Durante estos últimos diez años hemos ido superando el reduccionismo de creer que en democracia bastaba la «gobernanza» con una economía de mercado ubicada en el centro de las estrategias políticas, y bajo un sistema internacional basado exclusivamente en la agenda antiterrorista consecuencia del atentado en Estados Unidos el 11 de septiembre de 2001, que desvalorizaba las instancias multilaterales. Hoy constatamos que las nuevas tecnologías nos obligan a ejercer una democracia mucho más participativa y, en lo económico, ante el auge de la globalización y el fracaso de las políticas neoliberales para enfrentar la crisis, debemos impulsar medidas con rostro humano, que generen condiciones de mayor solidaridad y contrarresten las tendencias de acumulación para unos pocos.

¿Habríamos imaginado que a comienzos del siglo XXI volvería un fanatismo religioso que pensábamos olvidado tras las guerras del siglo XVI y XVII? ¿Podríamos haber pensado que los nacionalismos se iban a exacerbar a un grado tal que muchas de nuestras identidades podrían estar en cuestión? Es necesario resistir a los reduccionistas, esclavos de ideologías que creen en un camino fácil para enfrentar estos retos.

Soy optimista.
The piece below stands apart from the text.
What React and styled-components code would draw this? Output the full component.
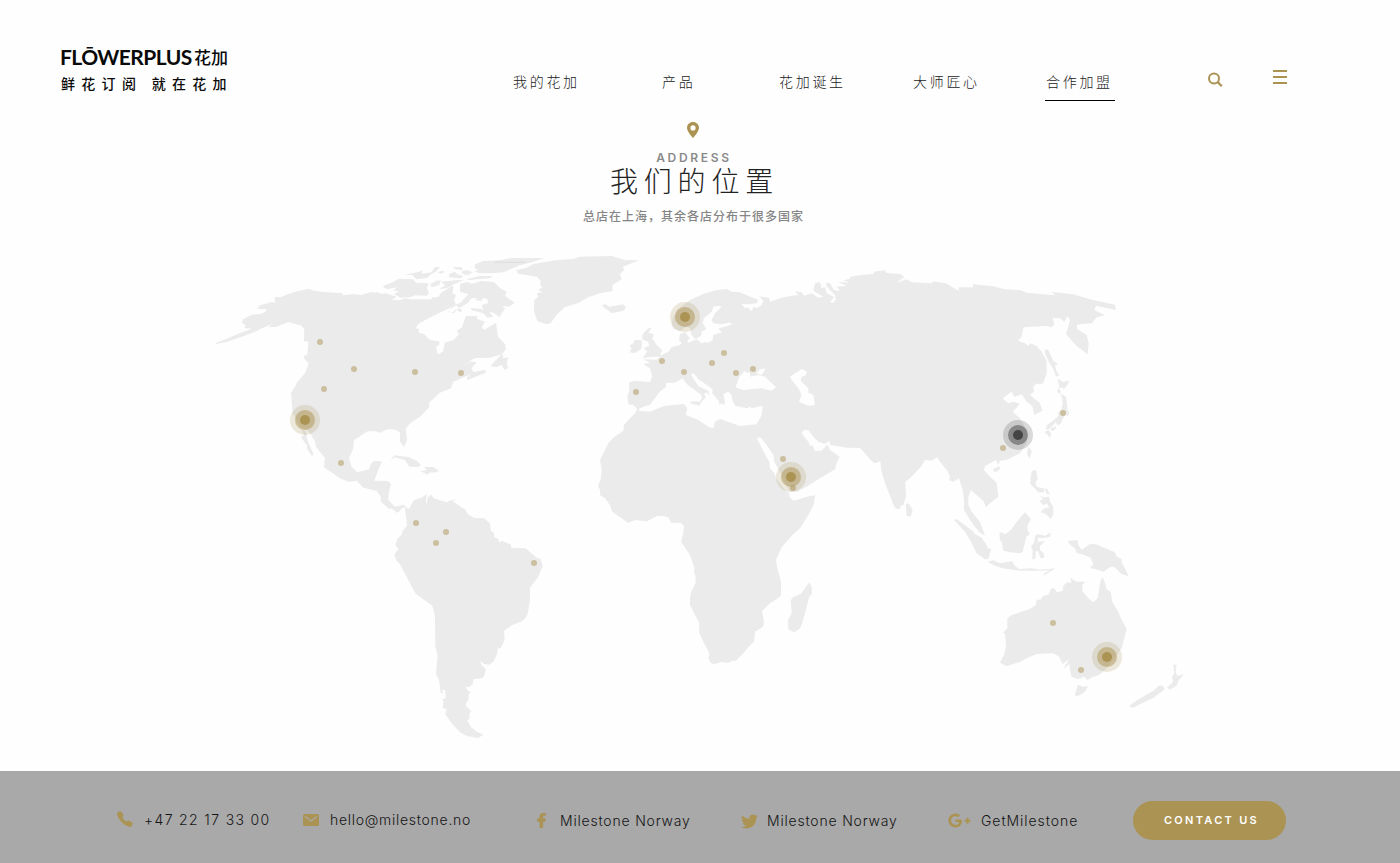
import React from "react";
import styled, { createGlobalStyle } from "styled-components";
import { FaFacebookF, FaTwitter, FaGooglePlusG } from "react-icons/fa";
import { IoCall } from "react-icons/io5";

const GOLD = "#ab9353";
const CJK = '"Noto Sans CJK SC", sans-serif';

const GlobalStyle = createGlobalStyle`
  * { box-sizing: border-box; }
  body { margin: 0; background: #fefefe; }
`;

const Page = styled.div`
  width: 1400px;
  height: 863px;
  display: flex;
  flex-direction: column;
  overflow: hidden;
  font-family: Inter, ${CJK};
`;

const Header = styled.header`
  height: 115px;
  flex: none;
  display: flex;
  align-items: flex-start;
  padding: 43px 0 0 60px;
`;

const Brand = styled.div`
  width: 453px;
  color: #0a0a0a;
  white-space: nowrap;
`;

const BrandName = styled.div`
  display: flex;
  height: 28px;
  line-height: 28px;
  font: 700 21px/27px Lato, sans-serif;
`;

const Latin = styled.span`
  width: 134px;
  letter-spacing: -0.55px;
`;

const Hanzi = styled.span`
  font: 500 17px/27px ${CJK};
`;

const Tagline = styled.div`
  margin-top: 2px;
  padding-left: 1px;
  font: 500 14px/20px ${CJK};
  letter-spacing: 6.3px;
`;

const Nav = styled.nav`
  display: flex;
  margin-top: 26px;
  width: 695px;
`;

const NavItem = styled.a`
  width: ${(p) => p.$w}px;
  font: 300 14px/24px ${CJK};
  letter-spacing: 2.7px;
  color: #222;
  white-space: nowrap;
`;

const NavLabel = styled.span`
  display: block;
  width: 70px;
  height: 32px;
  padding-left: ${(p) => (p.$active ? 1 : 0)}px;
  border-bottom: ${(p) => (p.$active ? "1px solid #000" : "none")};
`;

const Tools = styled.div`
  display: flex;
  gap: 50px;
  margin-top: 26px;
`;

const Menu = styled.div`
  width: 14px;
  height: 14px;
  margin-top: 1px;
  display: flex;
  flex-direction: column;
  justify-content: space-between;
`;

const MenuBar = styled.span`
  height: 2px;
  background: ${GOLD};
`;

const Intro = styled.section`
  height: 125px;
  flex: none;
  width: 1386px;
  display: flex;
  flex-direction: column;
  align-items: center;
  padding-top: 7px;
`;

const Eyebrow = styled.div`
  margin-top: 13px;
  font: 600 12px/14px Inter, sans-serif;
  letter-spacing: 2.7px;
  padding-left: 2px;
  color: #8a8a8a;
`;

const Title = styled.h1`
  margin: 0;
  font: 300 28px/30px ${CJK};
  letter-spacing: 5.8px;
  padding-left: 3px;
  color: #222;
`;

const Subtitle = styled.p`
  margin: 11px 0 0;
  font: 500 12px/20px ${CJK};
  letter-spacing: 1px;
  padding-left: 1px;
  color: #858585;
`;

const MapArea = styled.main`
  height: 531px;
  flex: none;
  padding-left: 200px;
  svg { display: block; }
`;

const Footer = styled.footer`
  height: 92px;
  flex: none;
  background: #a9a9a9;
  display: flex;
  align-items: center;
  padding: 6px 0 0 116px;
`;

const Contact = styled.a`
  width: ${(p) => p.$w}px;
  display: flex;
  align-items: center;
  margin-top: ${(p) => p.$drop || 0}px;
  color: #151515;
  white-space: nowrap;
`;

const IconSlot = styled.span`
  width: ${(p) => p.$w}px;
  height: 18px;
  display: flex;
  align-items: center;
  padding-bottom: ${(p) => p.$lift || 0}px;
  color: ${GOLD};
`;

const ContactText = styled.span`
  font: 300 14px/20px Inter, sans-serif;
  letter-spacing: ${(p) => p.$ls}px;
`;

const Button = styled.button`
  width: 153px;
  height: 39px;
  padding: 0 0 0 4px;
  margin-top: 1px;
  border: 0;
  border-radius: 20px;
  background: ${GOLD};
  color: #fff;
  font: 600 11px/39px Inter, sans-serif;
  letter-spacing: 2.3px;
`;

const NAV = [
  ["我的花加", 149],
  ["产品", 117],
  ["花加诞生", 134],
  ["大师匠心", 132],
  ["合作加盟", 70],
];

const LAND = [
  {
    at: "0 0",
    d: `M48 309L80 296L115 281L155 266L132 264L138 257L125 248L130 238L155 224L185 221L197 215L200 208L172 206L180 196L215 186L225 188L224 171L240 172L280 157L326 146L342 152L365 155L400 158L425 159L430 166L460 162L485 165L512 156L530 159L528 155L545 161L558 160L590 170L575 179L600 180L615 175L630 178L693 178L697 172L715 171L722 160L740 148L755 137L760 140L757 160L768 166L762 180L768 192L745 206L705 225L680 238L655 252L648 264L658 268L656 278L672 282L690 300L718 304L718 315L708 320L712 340L718 342L730 333L734 308L760 300L777 283L770 272L785 263L798 228L830 228L832 237L855 245L845 262L853 269L888 248L894 290L915 312L918 328L905 343L870 353L825 354L790 376L810 365L830 366L815 385L820 396L855 389L858 398L840 405L803 420L800 412L815 402L795 410L760 425L753 445L720 458L705 472L687 488L688 502L660 530L630 550L617 567L621 600L613 621L600 605L600 578L590 570L568 567L550 572L545 578L525 574L503 574L462 600L460 625L447 655L455 680L472 697L508 688L512 672L522 663L546 664L535 690L523 722L563 723L573 732L566 760L565 780L585 800L610 794L628 808L615 802L605 805L597 815L590 818L575 805L568 808L543 785L542 770L530 753L510 748L490 743L470 722L445 725L420 715L372 682L375 655L348 620L345 605L330 580L322 570L300 560L278 520L273 458L285 440L290 428L315 400L326 370L312 355L313 346L322 346L325 306L312 303L313 268L305 257L265 246L230 260L205 262L215 252L180 268L188 262L175 271L130 289L80 306L48 312Z
M302 565L318 575L322 600L333 625L341 645L335 647L320 625L322 618L303 592L312 585Z
M548 138L580 126L596 116L640 118L648 128L683 129L686 135L680 143L687 160L680 167L645 166L630 172L602 173L582 163L597 153L580 152L592 142L560 148Z
M614 104L655 96L668 91L665 101L695 97L705 80L720 81L710 93L690 105L682 114L650 118L636 105Z
M690 132L710 122L722 121L718 135L695 142ZM722 125L775 120L790 121L758 134L740 145L718 147L736 136Z
M713 97L727 92L736 96L722 101ZM748 101L765 95L772 103L790 108L782 115L747 112ZM757 80L785 82L790 91L765 87ZM783 95L797 90L818 96L805 106L790 103Z
M800 118L840 108L878 108L870 115L830 118L805 121Z
M827 72L850 63L900 61L935 54L1032 54L1000 65L960 76L910 97L885 99L840 100L822 94L835 91L823 84Z
M780 132L800 126L815 131L845 123L882 126L900 144L920 155L915 168L944 188L928 200L905 198L915 205L898 232L882 218L868 215L880 230L862 233L850 220L815 211L812 204L838 206L850 210L845 195L865 189L862 178L850 173L845 183L825 180L832 174L815 175L802 190L770 209L762 220L745 216L757 197L782 188L805 163L780 155Z
M745 212L768 196L788 212L780 217L768 208L755 219Z
M871 379L907 340L910 355L925 352L920 370L925 384L913 389L905 375L890 381Z
M571 661L583 646L625 651L650 662L663 674L655 681L628 680L615 661L585 652Z
M660 693L680 691L672 681L700 681L717 692L710 697L688 698L683 704Z
M948 91L980 83L1000 72L1070 60L1120 57L1140 50L1235 48L1275 60L1318 61L1268 80L1273 91L1260 102L1265 118L1238 134L1237 154L1200 160L1165 172L1135 189L1095 201L1070 224L1052 250L1038 253L1012 243L1002 215L1003 180L1015 170L1010 160L1027 156L1014 150L1028 142L1020 135L1022 122L1010 110L955 101Z`,
  },
  {
    at: "1140 60",
    d: `M345 113L375 100L410 90L440 87L455 95L480 97L515 112L535 120L530 130L510 133L485 132L495 145L503 142L515 154L520 140L530 144L545 135L550 123L538 109L567 113L570 125L605 113L635 107L655 105L645 94L665 97L672 107L695 100L715 113L730 110L700 92L705 70L718 66L725 78L722 85L735 82L740 100L755 107L763 112L750 125L758 130L768 118L765 105L740 80L738 68L750 70L762 90L780 92L770 80L800 78L775 65L810 68L790 61L850 47L880 43L885 35L905 32L905 602L885 610L868 595L840 563L800 563L750 555L748 543L735 552L715 545L700 530L685 510L672 510L665 520L685 545L690 558L697 555L705 572L725 572L742 553L750 570L779 590L770 610L765 628L720 655L680 680L650 695L628 694L605 645L583 605L580 585L560 555L543 533L530 533L548 570L568 605L570 625L583 640L590 658L615 690L628 700L628 710L640 722L680 710L705 706L702 732L685 765L660 805L640 822L605 862L588 900L592 925L603 965L603 1007L590 1018L570 1030L546 1053L552 1085L549 1100L525 1115L523 1143L505 1162L490 1180L468 1202L455 1203L445 1209L425 1206L400 1213L392 1208L385 1193L389 1183L370 1145L358 1120L357 1088L330 1035L330 1010L335 992L347 968L347 950L341 932L344 925L330 885L303 845L310 820L312 798L302 788L274 789L265 772L250 768L232 768L200 784L165 780L145 789L97 755L90 735L75 715L60 705L60 690L54 677L63 655L65 630L60 600L75 570L85 550L102 532L130 512L132 495L145 480L163 462L172 448L160 435L145 433L142 410L148 390L147 367L165 362L210 366L217 350L210 325L190 312L210 308L190 298L230 299L245 285L265 275L275 262L300 255L305 248L297 240L300 222L315 216L330 235L322 242L325 248L350 238L365 250L378 245L382 250L398 240L400 225L425 217L415 205L435 200L457 193L450 188L420 193L400 190L395 180L405 160L425 140L415 137L400 140L395 155L372 175L368 190L375 200L378 208L365 215L363 228L345 238L335 225L330 205L318 200L300 214L280 207L275 195L278 175L290 150L330 120Z
M176 447L190 440L210 434L228 410L240 395L258 380L258 368L285 368L308 355L320 372L340 388L362 403L366 413L360 425L335 424L330 430L358 437L365 425L378 412L372 402L380 397L389 407L385 393L355 378L333 345L340 339L355 358L385 378L398 388L397 400L418 425L418 435L426 430L432 437L435 425L430 403L445 395L455 405L457 420L465 437L500 445L510 440L515 445L548 437L545 465L530 493L480 498L420 477L405 485L400 505L385 500L355 480L317 465L322 445L312 432L255 437L235 445L210 455L178 453Z
M468 378L478 350L495 332L500 340L508 336L512 350L535 345L555 350L588 382L575 392L545 385L510 388L490 390L470 383ZM530 340L540 328L557 325L545 345Z
M630 350L665 327L680 335L678 345L665 350L662 362L685 385L685 398L700 405L705 435L685 437L657 425L665 405L655 385L635 360Z
M215 203L205 205L188 222L186 238L205 245L208 258L190 264L202 274L188 295L215 290L240 290L246 270L230 255L217 235L222 222L205 218Z
M183 240L163 240L160 250L148 257L155 265L148 277L165 279L183 268L187 250Z
M65 137L75 132L88 140L130 133L138 143L130 152L95 160L80 148Z
M688 967L695 980L696 1002L688 1010L679 1045L668 1085L660 1106L642 1117L625 1108L624 1080L635 1058L632 1020L640 1011L662 1002Z`,
  },
  {
    at: "1980 60",
    d: `M-30 51L0 45L40 42L42 35L75 31L80 39L120 42L133 50L110 68L140 58L155 67L215 70L220 64L258 70L295 92L298 82L340 82L338 73L400 79L435 88L480 90L500 98L585 106L575 96L640 103L690 118L765 134L768 150L708 137L703 150L735 166L710 172L695 190L665 192L650 195L652 207L680 225L686 250L683 283L650 258L618 222L622 210L630 180L622 168L613 186L600 175L578 173L583 193L575 202L560 198L490 202L485 230L474 242L495 250L505 258L510 250L530 258L545 275L560 303L560 340L550 370L538 373L530 370L520 380L522 395L510 405L540 430L547 452L523 465L517 438L500 425L485 403L463 410L455 395L428 415L445 430L460 425L480 432L458 455L480 475L500 510L500 550L480 580L440 600L420 602L415 615L408 600L375 618L372 630L390 650L410 668L415 710L395 725L378 742L370 722L350 705L332 690L325 715L325 735L335 755L360 785L375 827L360 818L340 795L312 750L312 720L308 690L297 655L280 666L268 660L270 650L262 632L240 605L232 592L215 602L195 600L185 618L150 655L136 665L138 710L130 735L121 738L120 748L105 745L95 720L75 670L65 635L60 597L45 610L28 598L30 590L0 563L-30 562Z
M137 730L148 732L158 750L152 770L140 767Z
M505 560L515 572L509 597L501 582ZM400 626L418 619L420 627L408 637L400 633Z
M516 632L528 630L533 655L526 670L530 680L552 686L553 697L535 697L511 671L512 652ZM540 708L552 712L568 710L570 725L580 740L580 763L573 776L560 765L553 760L541 757L553 745L567 743L561 730L550 736L538 722L550 718ZM553 683L562 688L570 704L560 702Z
M555 267L565 270L580 303L595 312L585 315L590 335L598 345L588 350L580 327L568 308L555 282Z
M593 355L608 366L628 362L622 375L612 388L605 382L596 386L603 395L596 402L591 392L598 380Z
M600 400L618 410L621 430L622 450L628 457L624 468L616 466L607 478L602 492L592 496L588 486L568 506L558 510L560 496L582 480L595 468L594 460L604 448L608 430L606 412ZM572 505L590 498L584 510L574 513ZM553 516L566 510L573 520L571 535L562 524Z`,
  },
  {
    at: "510 720",
    d: `M105 84L117 87L132 60L155 53L170 42L168 65L170 73L173 52L184 44L190 54L215 62L232 67L238 62L260 58L248 64L265 75L287 90L293 102L313 114L342 115L360 130L363 153L372 158L372 170L385 177L388 188L395 182L423 194L424 205L435 204L467 205L498 232L512 237L518 258L505 290L480 323L480 360L473 402L465 416L455 424L425 436L402 453L404 475L400 490L392 504L383 506L380 525L370 545L358 554L342 552L330 543L335 556L347 567L344 585L338 594L310 598L308 614L295 622L286 620L295 634L303 635L295 645L296 660L288 668L288 678L304 693L298 702L299 715L292 722L302 740L320 755L340 764L325 774L290 768L270 757L245 730L226 703L230 688L218 683L221 665L216 658L228 654L225 630L217 630L220 641L212 638L207 600L198 582L203 525L196 500L195 410L187 377L137 341L115 300L90 253L80 243L73 224L85 207L76 195L82 177L96 163L97 153L111 137Z`,
  },
  {
    at: "2190 750",
    d: `M72 90L80 87L115 113L130 125L135 132L155 143L170 165L173 174L184 177L175 207L165 208L140 190L123 155L105 125Z
M208 130L215 127L225 133L243 120L260 95L285 67L303 88L293 105L292 120L300 132L289 140L278 185L272 190L240 187L220 182L215 155L210 150Z
M172 215L190 211L210 220L247 214L253 226L267 237L305 235L330 239L376 235L340 258L345 249L360 240L340 242L280 242L250 240L215 234L190 225Z
M315 140L320 133L335 134L345 138L362 127L360 140L340 144L325 143L322 155L345 153L330 168L330 180L342 192L342 205L331 203L325 185L318 182L316 205L307 209L308 180L303 170L313 155Z
M413 153L442 150L445 165L455 180L480 162L498 163L555 187L560 200L575 207L575 218L585 235L596 258L575 253L553 230L540 232L520 245L498 238L480 234L490 223L482 203L455 192L440 190L435 175L420 164Z
M232 385L245 375L300 357L318 345L320 328L330 330L340 317L355 314L365 294L375 297L380 307L398 303L400 287L412 277L425 278L420 263L440 275L466 275L457 285L457 303L475 325L490 337L503 325L512 270L518 262L525 280L530 298L542 305L547 335L565 365L572 383L590 418L575 475L530 535L508 555L490 560L472 570L462 560L445 567L425 560L420 540L418 522L400 538L405 527L418 508L397 522L388 500L370 490L320 492L290 505L270 516L230 528L210 518L222 495L228 470L225 430L218 430L232 415Z
M444 584L460 590L474 588L465 605L450 616L435 618L437 605Z
M730 522L740 526L737 545L742 558L762 552L745 572L740 587L718 599L712 592L730 575L726 562L733 548ZM686 587L698 587L704 598L670 624L635 640L608 654L597 647L615 635L652 612L670 603Z`,
  },
];

const HUBS = [
  [305, 420, GOLD],
  [685, 317, GOLD],
  [791, 477, GOLD],
  [1107, 657, GOLD],
  [1018, 435, "#444"],
];

const SHOPS = [
  [320, 342], [354, 369], [415, 372], [461, 373], [324, 389], [341, 463],
  [416, 523], [446, 532], [436, 543], [534, 563], [662, 361], [684, 372],
  [712, 363], [724, 353], [736, 373], [753, 369], [636, 392], [783, 459],
  [793, 488], [1003, 448], [1063, 413], [1053, 623], [1081, 670],
];

function WorldMap() {
  return (
    <svg width="1000" height="531" viewBox="200 240 1000 531">
      <g transform="translate(200 240) scale(.33333)" fill="#ebebeb" fillRule="evenodd">
        {LAND.map((l) => (
          <path key={l.at} d={l.d} transform={`translate(${l.at})`} />
        ))}
        <path d="M883 67H975" stroke="#dedede" strokeWidth="3" />
      </g>
      {SHOPS.map(([x, y]) => (
        <circle key={`${x}-${y}`} cx={x} cy={y} r="3" fill={GOLD} opacity=".5" />
      ))}
      {HUBS.map(([x, y, c]) => (
        <g key={`${x}-${y}`} fill={c}>
          <circle cx={x} cy={y} r="15" opacity=".2" />
          <circle cx={x} cy={y} r="10" opacity=".5" />
          <circle cx={x} cy={y} r="5" />
        </g>
      ))}
    </svg>
  );
}

export default function App() {
  return (
    <Page>
      <GlobalStyle />
      <Header>
        <Brand>
          <BrandName>
            <Latin>FLŌWERPLUS</Latin>
            <Hanzi>花加</Hanzi>
          </BrandName>
          <Tagline>鲜花订阅 就在花加</Tagline>
        </Brand>
        <Nav>
          {NAV.map(([label, w], i) => (
            <NavItem key={label} $w={w}>
              <NavLabel $active={i === 4}>{label}</NavLabel>
            </NavItem>
          ))}
        </Nav>
        <Tools>
          <svg width="15" height="20" viewBox="0 0 15 20" fill="none" stroke={GOLD}>
            <circle cx="6" cy="9.5" r="5" strokeWidth="2" />
            <path d="M9.8 13.2L13.8 17.2" strokeWidth="2.3" />
          </svg>
          <Menu>
            <MenuBar />
            <MenuBar />
            <MenuBar />
          </Menu>
        </Tools>
      </Header>
      <Intro>
        <svg width="12" height="16" viewBox="0 0 12 16">
          <path
            fill={GOLD}
            fillRule="evenodd"
            d="M6 0C2.6 0 0 2.6 0 5.8C0 10 6 16 6 16S12 10 12 5.8C12 2.6 9.4 0 6 0ZM6 3.3A2.6 2.6 0 1 1 6 8.5A2.6 2.6 0 1 1 6 3.3Z"
          />
        </svg>
        <Eyebrow>ADDRESS</Eyebrow>
        <Title>我们的位置</Title>
        <Subtitle>总店在上海，其余各店分布于很多国家</Subtitle>
      </Intro>
      <MapArea>
        <WorldMap />
      </MapArea>
      <Footer>
        <Contact $w={187}>
          <IconSlot $w={28} $lift={3}><IoCall size={18} /></IconSlot>
          <ContactText $ls={1.35}>+47 22 17 33 00</ContactText>
        </Contact>
        <Contact $w={231}>
          <IconSlot $w={27}>
            <svg width="16" height="12" viewBox="0 0 16 12">
              <rect width="16" height="12" rx="1.5" fill={GOLD} />
              <path d="M2 2.5L8 7L14 2.5" fill="none" stroke="#a9a9a9" strokeWidth="1.2" />
            </svg>
          </IconSlot>
          <ContactText $ls={0.72}>hello@milestone.no</ContactText>
        </Contact>
        <Contact $w={207} $drop={2}>
          <IconSlot $w={26} $lift={2}>
            <FaFacebookF size={15} stroke="currentColor" strokeWidth="18" />
          </IconSlot>
          <ContactText $ls={0.8}>Milestone Norway</ContactText>
        </Contact>
        <Contact $w={207} $drop={2}>
          <IconSlot $w={26}><FaTwitter size={17} /></IconSlot>
          <ContactText $ls={0.8}>Milestone Norway</ContactText>
        </Contact>
        <Contact $w={185} $drop={2}>
          <IconSlot $w={33} $lift={1}><FaGooglePlusG size={23} /></IconSlot>
          <ContactText $ls={0.95}>GetMilestone</ContactText>
        </Contact>
        <Button>CONTACT US</Button>
      </Footer>
    </Page>
  );
}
Creo en la capacidad del ser humano que, a lo largo de su historia, ha vivido dificultades mucho mayores que las descritas acá- para adaptarse, desarrollar pensamiento crítico e innovar sobre las nuevas realidades a las que se enfrenta. Las soluciones a los temas de nuestro tiempo deben estar profundamente enraizadas en las demandas ciudadanas, mediante políticas comprensivas y claras, sin reduccionismos de entendimiento que, bajo el pretexto de facilitar la administración de la realidad, solo empobrecen nuestra visión de ella y, con la excusa de la prudencia, nos inmovilizan.

La invitación es a ampliar el campo de lo posible para transformar el mundo en un sitio donde las personas puedan ser libres de verdad. Necesitamos encontrar -como señala Borges- «un tiempo caudaloso, donde todo soñar halla cabida». Sin un pensamiento que la sostenga y oriente, la acción es ciega. Sin una acción que la siga, el pensamiento es estéril. Entonces, como se ha sido propuesto reiteradamente desde la filosofía, obremos como personas de pensamiento y pensemos como personas de acción. Allí está la esencia de la tarea del futuro. Un futuro que también es nuestro. En este cambio de época.

* Texto basado en la intervención del ex Presidente Lagos con motivo de los 800 años de la Universidad de Salamanca, donde reexamina la visión entregada doce años atrás, con ocasión de recibir el título de Doctor Honoris Causa en la mencionada casa de estudios.